The MMR and the SRR works (By Marco Ajmone Marsan, Andrea Bianco, Emilio Leonardi, A. Morabito, and Fabio Neri) deal with a slotted all-optical multi-ring topology. The MAC algorithm presented in these works is based on carrier-sense ability of each node and a fairness algorithm to prevent nodes starvation. The carrier-sense feature gives the network the ability to adapt transmission resources according to the traffic. Thus, the network bandwidth can be used more optimally. However, this approach has also a drawback that the algorithm lacks the ability to reserve bandwidth; consequently, the network does not support constant bit-rate traffic.
One version of this issue was being dealt in the SR3 algorithm developed by the same authors (“SR3: A Bandwidth-Reservation MAC Protocol for Multimedia Applications over All-Optical WDM Multi-Rings”, Marco Ajmone Marsan, Andrea Bianco, Emilio Leonardi, A. Morabito, Fabio Neri). The SR3 algorithm is also based on the carrier-sense idea with additional capability of reserving bandwidth between two nodes. The reserve bandwidth between from source node to a specific destination node can be up to 1/N of the bandwidth (N is the number of nodes).
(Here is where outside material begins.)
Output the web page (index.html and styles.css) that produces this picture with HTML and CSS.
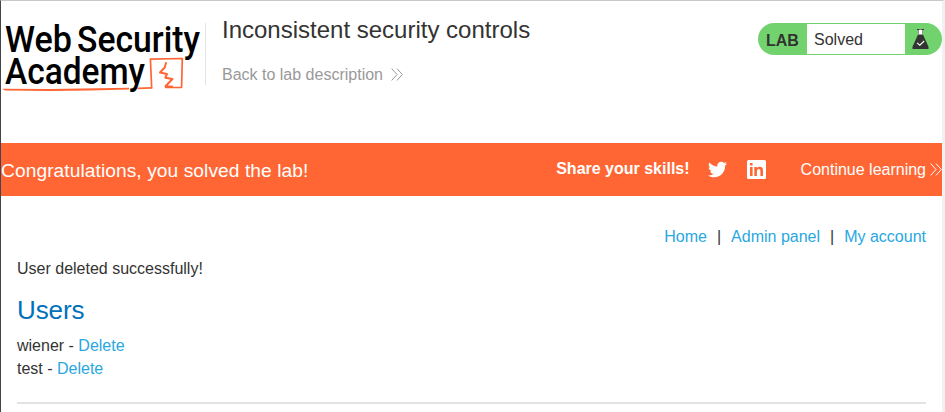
FILE: index.html
```html
<!DOCTYPE html>
<html lang="en">
<head>
<meta charset="utf-8">
<title>Inconsistent security controls</title>
<link rel="stylesheet" href="styles.css">
</head>
<body>
<div class="page">
  <header class="header">
    <svg class="logo" width="204" height="84" viewBox="1 16 204 84" role="img" aria-label="Web Security Academy">
      <g class="logo-text">
        <text x="5" y="51.7" textLength="67" lengthAdjust="spacingAndGlyphs">Web</text>
        <text x="77" y="51.7" textLength="123" lengthAdjust="spacingAndGlyphs">Security</text>
        <text x="5" y="84" textLength="140" lengthAdjust="spacingAndGlyphs">Academy</text>
      </g>
      <path class="logo-rule" d="M2 88.800 50 89 129 87.700v1.700L90 90.400 50 91 5 90.600Z"/>
      <path class="logo-rule" d="M138 87.400 152 87v1.800L137 89.200Z"/>
      <path class="logo-box" d="M151.700 88.500 150.400 59.200 182.300 58.500 181.600 87.300 165 87.500"/>
      <path class="logo-mark" d="M166.200 62.300 164.700 67.500 160 72.500 167 74 165.300 77.700 172.500 79 165.500 86.300 173 86.800"/>
    </svg>
    <div class="title">
      <h2>Inconsistent security controls</h2>
      <a class="back" href="#">Back to lab description
        <svg class="chevrons" width="12" height="13" viewBox="0 0 12 13"><path d="M.7.6 6 6.500.7 12.400M6 .6 11.300 6.500 6 12.400"/></svg>
      </a>
    </div>
    <div class="status">
      <span class="status-tag">LAB</span>
      <p class="status-text">Solved</p>
      <svg class="flask" width="17" height="21" viewBox="0 0 17 21">
        <path fill="#fff" d="M6 1h5v5H6z"/>
        <path fill="#333332" d="M5 0h2v1H5zM10 0h2v1h-2zM6 5.500h5L16.500 17.800V20H.5v-2.200Z"/>
        <path fill="#777" d="M7 0h3v1H7zM6 1h.8v4.500H6zM10.200 1h.8v4.500h-.8z"/>
        <path fill="none" stroke="#fff" stroke-width="1.100" d="M5 13.800 7.800 16.200 12.200 12"/>
      </svg>
    </div>
  </header>
  <section class="banner">
    <h4>Congratulations, you solved the lab!</h4>
    <div class="share">
      <span class="share-label">Share your skills!</span>
      <svg class="twitter" width="19" height="19" viewBox="0 0 24 24"><path d="M23.954 4.569c-.885.389-1.830.654-2.825.775 1.014-.611 1.794-1.574 2.163-2.723-.951.555-2.005.959-3.127 1.184-.896-.959-2.173-1.559-3.591-1.559-2.717 0-4.920 2.203-4.920 4.917 0 .390.045.765.127 1.124C7.691 8.094 4.066 6.130 1.640 3.161c-.427.722-.666 1.561-.666 2.475 0 1.710.870 3.213 2.188 4.096-.807-.026-1.566-.248-2.228-.616v.061c0 2.385 1.693 4.374 3.946 4.827-.413.111-.849.171-1.296.171-.314 0-.615-.030-.916-.086.631 1.953 2.445 3.377 4.604 3.417-1.680 1.319-3.809 2.105-6.102 2.105-.390 0-.779-.023-1.170-.067 2.189 1.394 4.768 2.209 7.557 2.209 9.054 0 13.999-7.496 13.999-13.986 0-.209 0-.420-.015-.630.961-.689 1.800-1.560 2.460-2.548z"/></svg>
      <svg class="linkedin" width="19" height="19" viewBox="0 0 19 19">
        <rect width="19" height="19" rx="1.500" fill="#fff"/>
        <path fill="#ff6633" d="M3 3h2.600v2.500H3zM3 7h2.600v9H3zM7.300 7h2.500v1.200C10.400 7.200 11.400 6.700 12.600 6.700c2.500 0 3.400 1.500 3.400 4V16h-2.600v-4.700c0-1.500-.4-2.300-1.600-2.300-1.300 0-1.900.9-1.900 2.400V16H7.300Z"/>
      </svg>
      <a class="continue" href="#">Continue learning
        <svg class="chevrons" width="12" height="13" viewBox="0 0 12 13"><path d="M.7.6 6 6.500.7 12.400M6 .6 11.300 6.500 6 12.400"/></svg>
      </a>
    </div>
  </section>
  <main class="content">
    <nav class="links"><a href="#">Home</a><span>|</span><a href="#">Admin panel</a><span>|</span><a href="#">My account</a></nav>
    <p class="message">User deleted successfully!</p>
    <h1>Users</h1>
    <div class="user">wiener - <a href="#">Delete</a></div>
    <div class="user">test - <a href="#">Delete</a></div>
    <hr>
  </main>
</div>
</body>
</html>
```
FILE: styles.css
```css
* { box-sizing: border-box; }
body {
  margin: 0;
  font: 16px/23px "Liberation Sans", Arial, sans-serif;
  color: #333332;
  background: #fff;
}
h1, h2, h4, p { margin: 0; font-weight: 400; }
a { color: #29a7e0; text-decoration: none; }
.page {
  height: 412px;
  overflow: hidden;
  border-top: 1px solid #c8c8c8;
  border-left: 1px solid #42464a;
  border-right: 3px solid #f1f1f1;
}
.header { display: flex; height: 142px; align-items: flex-start; }
.logo { display: block; margin-top: 15px; flex: none; overflow: visible; }
.logo-text { font: 500 37px Roboto, sans-serif; fill: #000; }
.logo-rule { fill: #ff6633; }
.logo-box { fill: none; stroke: #ff6633; stroke-width: 1.7; stroke-linejoin: round; }
.logo-mark { fill: none; stroke: #ff6633; stroke-width: 2; stroke-linejoin: round; }
.title {
  height: 62px;
  margin-top: 22px;
  padding-left: 16px;
  border-left: 1px solid #e5e5e5;
}
.title h2 { font-size: 24px; line-height: 28px; margin-top: -7px; white-space: nowrap; }
.back { display: flex; align-items: center; margin-top: 19px; gap: 8px; color: #999; }
.chevrons { fill: none; stroke: currentColor; stroke-width: 1; flex: none; }
.status {
  display: flex;
  align-items: center;
  width: 184px;
  height: 32px;
  margin: 22px 0 0 auto;
  border-radius: 16px;
  background: #72d36e;
}
.status-tag { width: 49px; padding-left: 8px; padding-top: 2px; font-weight: 700; }
.status-text { width: 98px; height: 30px; padding-left: 7px; line-height: 31px; background: #fff; }
.flask { margin-left: 7px; }
.banner {
  display: flex;
  align-items: center;
  justify-content: space-between;
  height: 53px;
  color: #fff;
  background: #ff6633;
}
.banner h4 { font-size: 19.200px; letter-spacing: 0.065px; padding-top: 2px; }
.share { display: flex; align-items: center; white-space: nowrap; }
.share-label { font-weight: 700; padding-bottom: 2px; }
.twitter { fill: #fff; margin-left: 18px; }
.linkedin { margin-left: 20px; }
.continue { display: flex; align-items: center; gap: 4px; margin-left: 35px; color: #fff; }
.content { padding: 29px 16px 0; }
.links { display: flex; justify-content: flex-end; }
.links span { margin: 0 10px; }
.message { margin-top: 9px; }
.content h1 { margin-top: 15px; font-size: 26px; letter-spacing: -0.1px; line-height: 30px; color: #0071ba; }
.content h1 + .user { margin-top: 9px; }
.content hr { height: 2px; margin: 22px 0 0; border: 0; background: #e3e3e3; }
```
Although the SR3 algorithm supports reservation and thus supports constant bit-rate traffic, the reservation limitation, which increases as the number of the nodes increases, limits the bandwidth that can be allocated to constant bit-rate traffic. Furthermore the carrier-sense approach requires a fairness algorithm in order to avoid node starvations. The fairness algorithm base on the SAT token can cause large delays. The delays created by the fairness algorithm causes that a fairness-based networks cannot transport delay sensitive traffic, such as voice/video traffic. In order to improve the fairness algorithm and minimize the delays an improved fairness algorithm was proposed by I. Cidon, L. Georgiadis, R. Guerin, and Y. Shavitt (“Improved Fairness Algorithm for Rings with Spatial Reuse”).